How many times have I driven by the brown sign on US 95 going south out of Washington DC? The sign that says Marine Corps Museum.
There are other brown signs I drive by all the time as well. The FDR Library in Hyde Park is the one brown sign I drive by the most, but there are others, like Arrowhead, Herman Melville’s home in Pittsfield, Massachusetts and Washington’s Winter Headquarters in New Jersey.
So, my goal is to come back to those brown signs and report on what I saw.
The Marine Corps Museum has a story to tell. Many, in fact, but the one I left with was the flag-raising at Iwo Jimo. You know the one of the six soldiers raising the U.S. flag, later made into a statue near Arlington Cemetery. Six anonymous faces bravely raising the flag, seemingly after winning the battle.
Yet, the battle was far from won. Captured was Mt. Suribachi,the volcano on one end of the island, but there was more than a month and thousands of Marines dead left before the island could be claimed as safe.
Newspapers across the country carried the photo by AP photographer Joe Rosenthal as soon as it cleared military censors and distribution time. Shortly thereafter, so did a story that the event was staged.
That story still persists, even though the accusation was settled almost immediately. Those present do acknowledge that there were actually two different flags raised. The commander of the Fifth Marine Division, Lt. Gen. Keller Rockey ordered a larger flag to be found and raised since the first one was not visible.
Part of the controversy stems from professional rivalry as those present for the initial flag raising were annoyed that their effort at the tail end of actual combat to secure Suribachi went unnoticed. Another was a seemingly innocuous comment by the photographer himself who answered in the affirmative when asked shortly after the photo was taken if it had been staged. He, of course, had taken many pictures of that moment and didn’t know which one was on the front pages across the U.S. and now in doubt. In, fact, he had taken a staged photo, called a “gung-ho” shot, of all the Marines facing the camera at the foot of the flag, but that did not have the drama as the one we all know.

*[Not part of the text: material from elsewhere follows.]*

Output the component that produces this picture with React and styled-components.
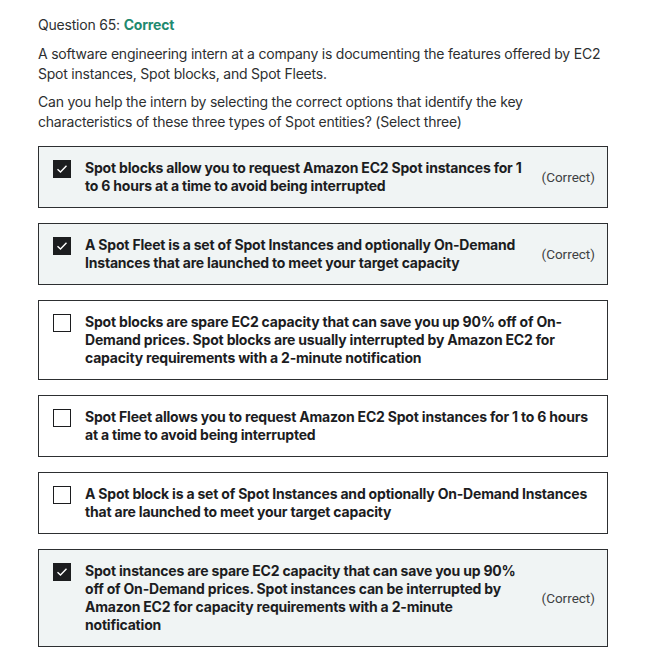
import styled, { createGlobalStyle } from 'styled-components';

const GlobalStyle = createGlobalStyle`
  body {
    margin: 0;
    background: #ffffff;
    font-family: Inter, "Noto Sans", sans-serif;
    color: #2d2f31;
  }
`;

const Page = styled.div`
  padding: 16px 39px 16px 38px;
  width: 570px;
`;

const Title = styled.div`
  font-size: 14px;
  line-height: 18px;
  letter-spacing: -0.2px;
  margin-bottom: 10px;
`;

const Status = styled.span`
  font-weight: 700;
  color: #1f8a70;
`;

const Prompt = styled.p`
  margin: 0 0 8px;
  font-size: 14px;
  line-height: 20px;
  letter-spacing: -0.22px;
`;

const AnswerList = styled.div`
  display: flex;
  flex-direction: column;
  gap: 15px;
  margin-top: 14px;
`;

const Answer = styled.div`
  display: flex;
  align-items: center;
  gap: 14px;
  padding: 12px 12px 12px 14px;
  border: 1px solid #2d2f31;
  background: ${(p) => (p.$checked ? '#f0f4f4' : '#ffffff')};
`;

const Body = styled.div`
  flex: 1;
  display: flex;
  align-items: flex-start;
  gap: 14px;
`;

const Box = styled.span`
  flex: none;
  width: 18px;
  height: 18px;
  margin-top: 1px;
  box-sizing: border-box;
  border: 1px solid #1c1d1f;
  background: ${(p) => (p.$checked ? '#1c1d1f' : '#ffffff')};
  display: flex;
  align-items: center;
  justify-content: center;
`;

const Text = styled.div`
  flex: 1;
  font-size: 14px;
  line-height: 18px;
  font-weight: 700;
  letter-spacing: -0.2px;
  color: #1c1d1f;
`;

const Verdict = styled.span`
  flex: none;
  font-size: 13.5px;
  color: #3e4143;
  font-family: Roboto, "Liberation Sans", sans-serif;
  padding-left: 1px;
`;

const answers = [
  { text: 'Spot blocks allow you to request Amazon EC2 Spot instances for 1 to 6 hours at a time to avoid being interrupted', checked: true },
  { text: 'A Spot Fleet is a set of Spot Instances and optionally On-Demand Instances that are launched to meet your target capacity', checked: true },
  { text: 'Spot blocks are spare EC2 capacity that can save you up 90% off of On-Demand prices. Spot blocks are usually interrupted by Amazon EC2 for capacity requirements with a 2-minute notification', checked: false },
  { text: 'Spot Fleet allows you to request Amazon EC2 Spot instances for 1 to 6 hours at a time to avoid being interrupted', checked: false },
  { text: 'A Spot block is a set of Spot Instances and optionally On-Demand Instances that are launched to meet your target capacity', checked: false },
  { text: 'Spot instances are spare EC2 capacity that can save you up 90% off of On-Demand prices. Spot instances can be interrupted by Amazon EC2 for capacity requirements with a 2-minute notification', checked: true },
];

function Check() {
  return (
    <svg width="12" height="10" viewBox="0 0 12 10" fill="none">
      <path d="M1.5 5.2 L4.5 8 L10.5 1.8" stroke="#ffffff" strokeWidth="1.4" />
    </svg>
  );
}

export default function App() {
  return (
    <Page>
      <GlobalStyle />
      <Title>
        Question 65: <Status>Correct</Status>
      </Title>
      <Prompt>
        A software engineering intern at a company is documenting the features offered by EC2 Spot instances, Spot blocks, and Spot Fleets.
      </Prompt>
      <Prompt>
        Can you help the intern by selecting the correct options that identify the key characteristics of these three types of Spot entities? (Select three)
      </Prompt>
      <AnswerList>
        {answers.map((a) => (
          <Answer key={a.text} $checked={a.checked}>
            <Body>
              <Box $checked={a.checked}>{a.checked && <Check />}</Box>
              <Text>{a.text}</Text>
            </Body>
            {a.checked && <Verdict>(Correct)</Verdict>}
          </Answer>
        ))}
      </AnswerList>
    </Page>
  );
}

He had not positioned the six soldiers for the memorialized photo, and another cameraman with movie film footage proved what Rosenthal referred to as the luck of a photographer – timing and positioning. When asked about the photo later, he said, “I took the picture; the Marines took the hill.”
Kudos to the Marine from the Vietnam War who was volunteering and relayed the story in front of the Iwo Jima flag on display at the museum in Quantico, Virginia. He was the only docent in front of any display we saw in the museum the day we visited, which told us of the prominence of this in Marine history.
A couple of other tidbits on the museum.
— If the trend in museums is to engage the public interactively, war museums may have a harder time than others. One exhibit on Vietnam included walking through a helicopter into a gun position replete with battle noise and tropical heat. Uncomfortable.
The exhibit which was most crowded during our visit portrayed boot camp, from the arrival bus to uniform protocol and even a firing range. More fun and engaging, but not at all connected to the battlefield.
— I skeptically expected a museum extolling all our wars, but was surprised to see comments in the displays questioning decisions to go to war against Mexico in 1848 or calling the end of the Vietnam War “ugly.”
— Finally, it was reassuring to see uniformed Marines taking in their own museum, seeking a little background on their choice of service to country.